Post-Convergence Sim-to-Real Policy Transfer: A Principled Alternative to Cherry-Picking
Dylan Khor, Bowen Weng
TL;DR
This work addresses the post-convergence sim-to-real transfer problem, where policy selection after RL training remains heuristic. It introduces a principled worst-case performance predictor by constructing a KL-divergence–bounded neighborhood around the simulator distribution $q$ and solving a convex Quadratic-Constrained Linear Program to obtain the worst-case distribution $\rho$. Theoretical results show that this worst-case estimate reduces variance and improves ranking robustness relative to simulator-based estimates, providing a more reliable indicator of real-world performance under $p$. Empirical validation with Unitree G1 locomotion demonstrates that, under both undisturbed and disturbed conditions, the worst-case predictor better aligns policy rankings with real-world outcomes than traditional simulation or adversarial indicators, and in some cases achieves strong correlations (SCC up to about 0.9).
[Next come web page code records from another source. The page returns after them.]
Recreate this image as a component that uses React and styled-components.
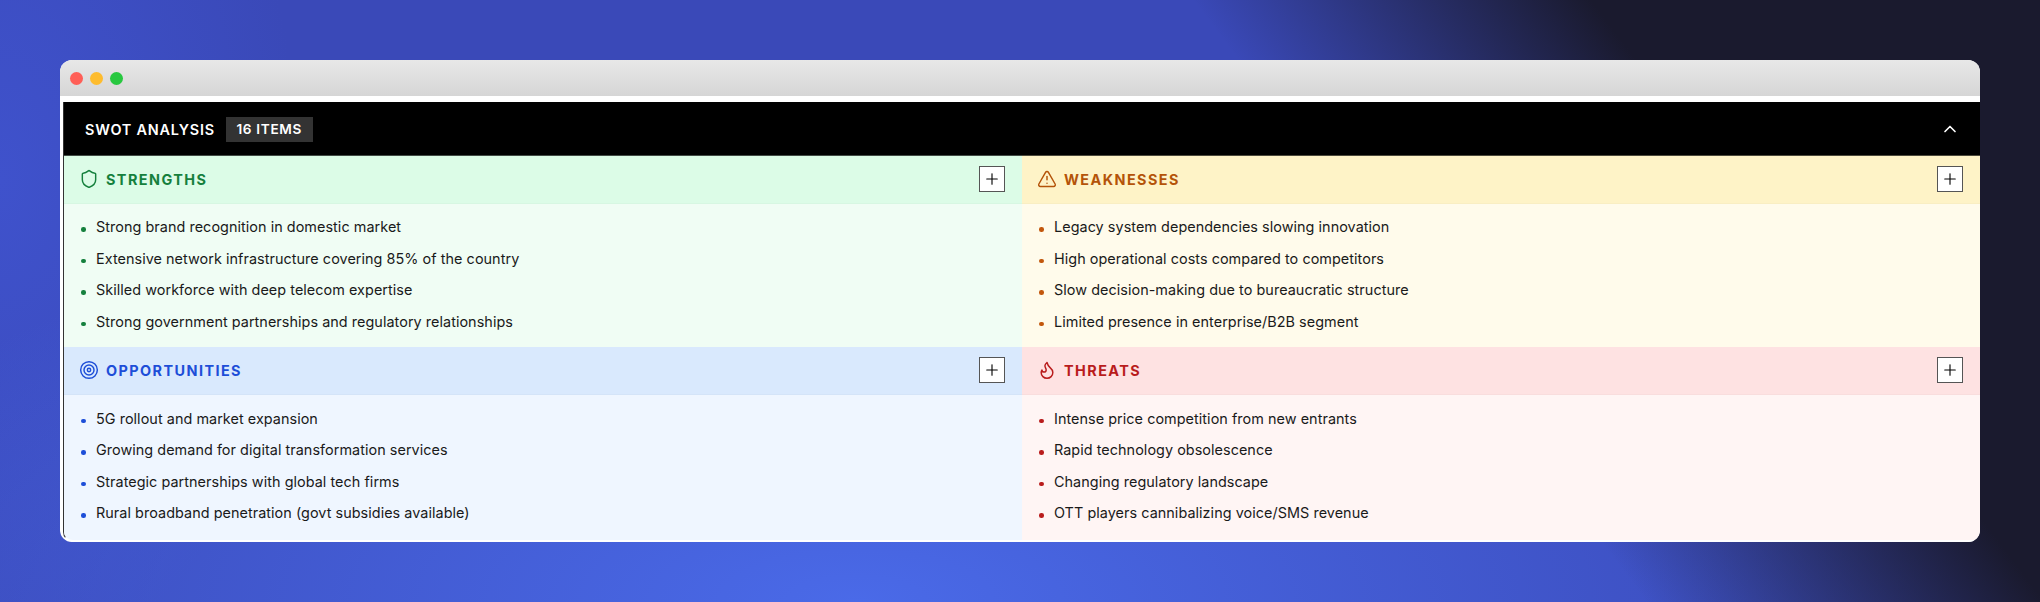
import React from 'react'
import styled, { createGlobalStyle } from 'styled-components'
import { Shield, TriangleAlert, Target, Flame, Plus, ChevronUp } from 'lucide-react'

const GlobalStyle = createGlobalStyle`
  html, body {
    margin: 0;
    padding: 0;
  }
  body {
    font-family: Inter, "Liberation Sans", sans-serif;
    width: 2040px;
    height: 602px;
    overflow: hidden;
  }
`

const themes = {
  green: { head: '#dcfce7', body: '#f0fdf4', color: '#15803d', dot: '#15803d' },
  amber: { head: '#fef3c7', body: '#fffbeb', color: '#b45309', dot: '#c2570c' },
  blue: { head: '#d9e9fd', body: '#eff6ff', color: '#1d4ed8', dot: '#1d4ed8' },
  red: { head: '#fee2e2', body: '#fff5f4', color: '#b91c1c', dot: '#b91c1c' }
}

const Backdrop = styled.div`
  box-sizing: border-box;
  width: 2040px;
  height: 602px;
  padding: 60px;
  background:
    linear-gradient(53deg, rgba(26, 26, 46, 0) 66%, #1a1a2e 82%),
    radial-gradient(ellipse 1100px 420px at 42% 100%, #4a6ae8 0%, rgba(74, 106, 232, 0) 100%),
    radial-gradient(ellipse 300px 500px at 0% 30%, #3f52cc 0%, rgba(63, 82, 204, 0) 100%),
    #3a49b8;
`

const Window = styled.div`
  height: 482px;
  border-radius: 12px;
  overflow: hidden;
  background: #fff;
  display: flex;
  flex-direction: column;
`

const TitleBar = styled.div`
  flex: none;
  height: 36px;
  background: linear-gradient(180deg, #e8e8e8 0%, #d6d6d6 100%);
  display: flex;
  align-items: center;
  gap: 7px;
  padding: 0 10px;
`

const Light = styled.span`
  width: 13px;
  height: 13px;
  border-radius: 50%;
  background: ${props => props.color};
`

const Frame = styled.div`
  flex: 1;
  min-height: 0;
  margin-top: 6px;
  margin-left: 3px;
  border-left: 1px solid #333;
  border-bottom: 2px solid #fff;
  border-bottom-left-radius: 10px;
  display: flex;
  flex-direction: column;
  overflow: hidden;
`

const Banner = styled.div`
  flex: none;
  position: relative;
  height: 53px;
  box-sizing: border-box;
  background: #000;
  box-shadow: 0 1px 0 rgba(0, 0, 0, 0.7);
  color: #fff;
  display: flex;
  align-items: center;
  padding: 1px 20px 0 21px;
`

const BannerTitle = styled.span`
  font-size: 14.4px;
  font-weight: 600;
  letter-spacing: 0.8px;
`

const Count = styled.span`
  margin-left: 11px;
  background: #333;
  padding: 0 10.5px;
  height: 25px;
  line-height: 25px;
  font-size: 13.6px;
  font-weight: 600;
  letter-spacing: 0.68px;
`

const Collapse = styled.span`
  margin-left: auto;
  display: flex;
`

const Grid = styled.div`
  flex: 1;
  min-height: 0;
  display: grid;
  grid-template-columns: 1fr 1fr;
  grid-template-rows: 191.6px 1fr;
`

const Cell = styled.section`
  display: flex;
  flex-direction: column;
  background: ${props => themes[props.$tone].body};
`

const CellHead = styled.header`
  flex: none;
  height: 48.5px;
  box-sizing: border-box;
  padding: 0 17px 0 15px;
  display: flex;
  align-items: center;
  background: ${props => themes[props.$tone].head};
  color: ${props => themes[props.$tone].color};
  border-bottom: 1px solid rgba(0, 0, 0, 0.02);
`

const CellTitle = styled.h3`
  margin: 1px 0 0 7px;
  font-size: 14.4px;
  font-weight: 700;
  letter-spacing: 1.44px;
`

const AddButton = styled.button`
  margin-left: auto;
  width: 26px;
  height: 26px;
  padding: 0;
  box-sizing: border-box;
  background: #fff;
  border: 1px solid #555;
  color: #000;
  display: flex;
  align-items: center;
  justify-content: center;
`

const List = styled.ul`
  margin: 0;
  padding: 7.5px 17px 0;
  list-style: none;
`

const Item = styled.li`
  height: 31.5px;
  display: flex;
  align-items: center;
  font-size: 14.4px;
  color: #1a1a1a;
  letter-spacing: 0.05px;
  &::before {
    content: '';
    flex: none;
    width: 4.5px;
    height: 4.5px;
    margin: 5px 10.5px 0 0;
    border-radius: 50%;
    background: ${props => themes[props.$tone].dot};
  }
`

const sections = [
  {
    tone: 'green',
    title: 'STRENGTHS',
    Icon: Shield,
    items: [
      'Strong brand recognition in domestic market',
      'Extensive network infrastructure covering 85% of the country',
      'Skilled workforce with deep telecom expertise',
      'Strong government partnerships and regulatory relationships'
    ]
  },
  {
    tone: 'amber',
    title: 'WEAKNESSES',
    Icon: TriangleAlert,
    items: [
      'Legacy system dependencies slowing innovation',
      'High operational costs compared to competitors',
      'Slow decision-making due to bureaucratic structure',
      'Limited presence in enterprise/B2B segment'
    ]
  },
  {
    tone: 'blue',
    title: 'OPPORTUNITIES',
    Icon: Target,
    items: [
      '5G rollout and market expansion',
      'Growing demand for digital transformation services',
      'Strategic partnerships with global tech firms',
      'Rural broadband penetration (govt subsidies available)'
    ]
  },
  {
    tone: 'red',
    title: 'THREATS',
    Icon: Flame,
    items: [
      'Intense price competition from new entrants',
      'Rapid technology obsolescence',
      'Changing regulatory landscape',
      'OTT players cannibalizing voice/SMS revenue'
    ]
  }
]

const App = () => (
  <Backdrop>
    <GlobalStyle />
    <Window>
      <TitleBar>
        <Light color="#ff5f57" />
        <Light color="#febc2e" />
        <Light color="#28c840" />
      </TitleBar>
      <Frame>
        <Banner>
          <BannerTitle>SWOT ANALYSIS</BannerTitle>
          <Count>16 ITEMS</Count>
          <Collapse><ChevronUp size={20} strokeWidth={2} /></Collapse>
        </Banner>
        <Grid>
          {sections.map(({ tone, title, Icon, items }) => (
            <Cell key={title} $tone={tone}>
              <CellHead $tone={tone}>
                <Icon size={20} strokeWidth={1.75} />
                <CellTitle>{title}</CellTitle>
                <AddButton><Plus size={18} strokeWidth={1.5} /></AddButton>
              </CellHead>
              <List>
                {items.map(item => <Item key={item} $tone={tone}>{item}</Item>)}
              </List>
            </Cell>
          ))}
        </Grid>
      </Frame>
    </Window>
  </Backdrop>
)

export default App
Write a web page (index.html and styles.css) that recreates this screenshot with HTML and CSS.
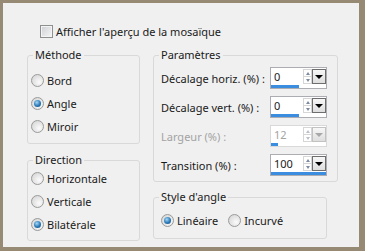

Overall, the approach offers a principled, data-efficient mechanism for post-convergence policy selection with practical implications for real-world robotics deployments.
Abstract
Learning-based approaches, particularly reinforcement learning (RL), have become widely used for developing control policies for autonomous agents, such as locomotion policies for legged robots. RL training typically maximizes a predefined reward (or minimizes a corresponding cost/loss) by iteratively optimizing policies within a simulator. Starting from a randomly initialized policy, the empirical expected reward follows a trajectory with an overall increasing trend. While some policies become temporarily stuck in local optima, a well-defined training process generally converges to a reward level with noisy oscillations. However, selecting a policy for real-world deployment is rarely an analytical decision (i.e., simply choosing the one with the highest reward) and is instead often performed through trial and error. To improve sim-to-real transfer, most research focuses on the pre-convergence stage, employing techniques such as domain randomization, multi-fidelity training, adversarial training, and architectural innovations. However, these methods do not eliminate the inevitable convergence trajectory and noisy oscillations of rewards, leading to heuristic policy selection or cherry-picking. This paper addresses the post-convergence sim-to-real transfer problem by introducing a worst-case performance transference optimization approach, formulated as a convex quadratic-constrained linear programming problem. Extensive experiments demonstrate its effectiveness in transferring RL-based locomotion policies from simulation to real-world laboratory tests.